A well documented side-effect of social media is the existence of the 'echo chamber'. This occurs because we tend to follow people who align with our views, reinforcing our existing biases. Furthermore, social media websites suggest news stories you are likely to click on.
Echo chambers mean that we live in different realities to those which exist. Everything on "the other side" is considered fake news, or at the very best an "unreliable source".
There is therefore a market to try bridge this problem. A few tools have been created to help individuals step out their echo chambers and I will list a couple:
Read across the aisle:
http://www.readacrosstheaisle.com/#support
This is a news aggregator with a list of websites. It helps you gauge whereabouts you are on the 'conservative-liberal spectrum.
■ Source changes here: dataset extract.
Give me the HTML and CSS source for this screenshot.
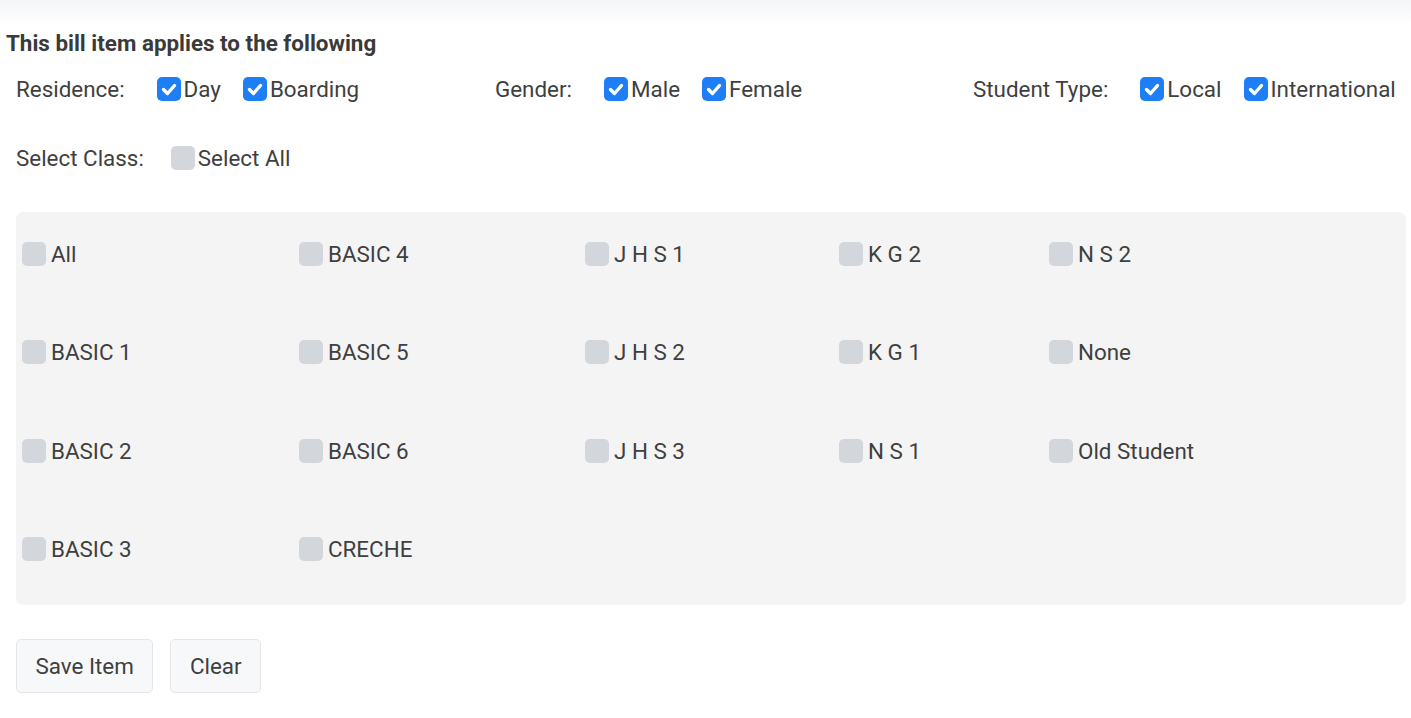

Furthermore it gives you access to loads of websites including the WSJ and NY Times (which you normally have to pay for). This all comes absolutely free. I found it as a useful tool to move me from a more liberal bias to the centre as I read more conservative websites. It has given me more of an appreciation of other view points.
Flipfeed
https://flipfeed.media.mit.edu/
So this was actually created by a friend of mine, but I think its a cool idea. It allows you to view a random other persons twitter feed. This helps see what other people in the world think and follow. I think its a cool way of breaking down each others biases and learning from each other in an anonymous way.
Do you have any tools to break that you use to break your own echo chamber?